Word for word, give the material below again, minus any images.

>> BEGIN Data shown

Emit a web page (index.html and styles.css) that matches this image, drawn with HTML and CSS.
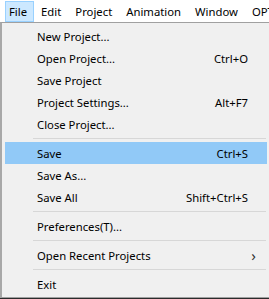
FILE: index.html
```html
<!DOCTYPE html>
<html lang="en">
<head>
    <meta charset="UTF-8">
    <title>File Menu</title>
    <link rel="stylesheet" href="styles.css">
</head>
<body>
    <div class="menubar">
        <span class="menubar-item active">File</span>
        <span class="menubar-item">Edit</span>
        <span class="menubar-item">Project</span>
        <span class="menubar-item">Animation</span>
        <span class="menubar-item">Window</span>
        <span class="menubar-item">OPTIONS</span>
    </div>

    <div class="dropdown">
        <div class="item"><span>New Project...</span></div>
        <div class="item"><span>Open Project...</span><span class="key">Ctrl+O</span></div>
        <div class="item"><span>Save Project</span></div>
        <div class="item"><span>Project Settings...</span><span class="key">Alt+F7</span></div>
        <div class="item"><span>Close Project...</span></div>
        <div class="sep"></div>
        <div class="item hover"><span>Save</span><span class="key">Ctrl+S</span></div>
        <div class="item"><span>Save As...</span></div>
        <div class="item"><span>Save All</span><span class="key">Shift+Ctrl+S</span></div>
        <div class="sep"></div>
        <div class="item"><span>Preferences(T)...</span></div>
        <div class="sep"></div>
        <div class="item"><span>Open Recent Projects</span><span class="arrow">&#x203A;</span></div>
        <div class="sep"></div>
        <div class="item"><span>Exit</span></div>
    </div>
</body>
</html>
```

FILE: styles.css
```css
body {
    margin: 0;
    background-color: #2b2b2b;
    font-family: "Noto Sans", "Open Sans", sans-serif;
    font-size: 11.3px;
    color: #000;
    overflow: hidden;
}

.menubar {
    display: flex;
    height: 22px;
    padding-left: 5px;
    background-color: #fff;
    white-space: nowrap;
    overflow: hidden;
}

.menubar-item {
    display: flex;
    align-items: center;
    padding: 0 7px;
    margin-top: 1px;
    height: 20px;
}

.menubar-item.active {
    padding: 0 6px 0 3px;
    height: 19px;
    background-color: #cce8ff;
    border: 1px solid #99d1ff;
}

.dropdown {
    width: 262px;
    padding: 2px 2px 2px 3px;
    background-color: #f0f0f0;
    border: 1px solid #a0a0a0;
    border-left: 2px solid #a8a8a8;
}

.item {
    display: flex;
    align-items: center;
    height: 22px;
    padding: 0 19px 0 32px;
}

.item span:first-child {
    flex: 1;
}

.item.hover {
    background-color: #91c9f7;
}

.key {
    text-align: right;
}

.arrow {
    font-size: 15px;
    margin-right: -8px;
    color: #333;
}

.sep {
    height: 1px;
    margin: 3px 1px 3px 28px;
    background-color: #d7d7d7;
}
```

>> END Data shown

## [Solved exercise]
Emit a web page (index.html and styles.css) that matches this image, drawn with HTML and CSS.
FILE: index.html
```html
<!DOCTYPE html>
<html lang="en">
<head>
    <meta charset="UTF-8">
    <title>File Menu</title>
    <link rel="stylesheet" href="styles.css">
</head>
<body>
    <div class="menubar">
        <span class="menubar-item active">File</span>
        <span class="menubar-item">Edit</span>
        <span class="menubar-item">Project</span>
        <span class="menubar-item">Animation</span>
        <span class="menubar-item">Window</span>
        <span class="menubar-item">OPTIONS</span>
    </div>

    <div class="dropdown">
        <div class="item"><span>New Project...</span></div>
        <div class="item"><span>Open Project...</span><span class="key">Ctrl+O</span></div>
        <div class="item"><span>Save Project</span></div>
        <div class="item"><span>Project Settings...</span><span class="key">Alt+F7</span></div>
        <div class="item"><span>Close Project...</span></div>
        <div class="sep"></div>
        <div class="item hover"><span>Save</span><span class="key">Ctrl+S</span></div>
        <div class="item"><span>Save As...</span></div>
        <div class="item"><span>Save All</span><span class="key">Shift+Ctrl+S</span></div>
        <div class="sep"></div>
        <div class="item"><span>Preferences(T)...</span></div>
        <div class="sep"></div>
        <div class="item"><span>Open Recent Projects</span><span class="arrow">&#x203A;</span></div>
        <div class="sep"></div>
        <div class="item"><span>Exit</span></div>
    </div>
</body>
</html>
```

FILE: styles.css
```css
body {
    margin: 0;
    background-color: #2b2b2b;
    font-family: "Noto Sans", "Open Sans", sans-serif;
    font-size: 11.3px;
    color: #000;
    overflow: hidden;
}

.menubar {
    display: flex;
    height: 22px;
    padding-left: 5px;
    background-color: #fff;
    white-space: nowrap;
    overflow: hidden;
}

.menubar-item {
    display: flex;
    align-items: center;
    padding: 0 7px;
    margin-top: 1px;
    height: 20px;
}

.menubar-item.active {
    padding: 0 6px 0 3px;
    height: 19px;
    background-color: #cce8ff;
    border: 1px solid #99d1ff;
}

.dropdown {
    width: 262px;
    padding: 2px 2px 2px 3px;
    background-color: #f0f0f0;
    border: 1px solid #a0a0a0;
    border-left: 2px solid #a8a8a8;
}

.item {
    display: flex;
    align-items: center;
    height: 22px;
    padding: 0 19px 0 32px;
}

.item span:first-child {
    flex: 1;
}

.item.hover {
    background-color: #91c9f7;
}

.key {
    text-align: right;
}

.arrow {
    font-size: 15px;
    margin-right: -8px;
    color: #333;
}

.sep {
    height: 1px;
    margin: 3px 1px 3px 28px;
    background-color: #d7d7d7;
}
```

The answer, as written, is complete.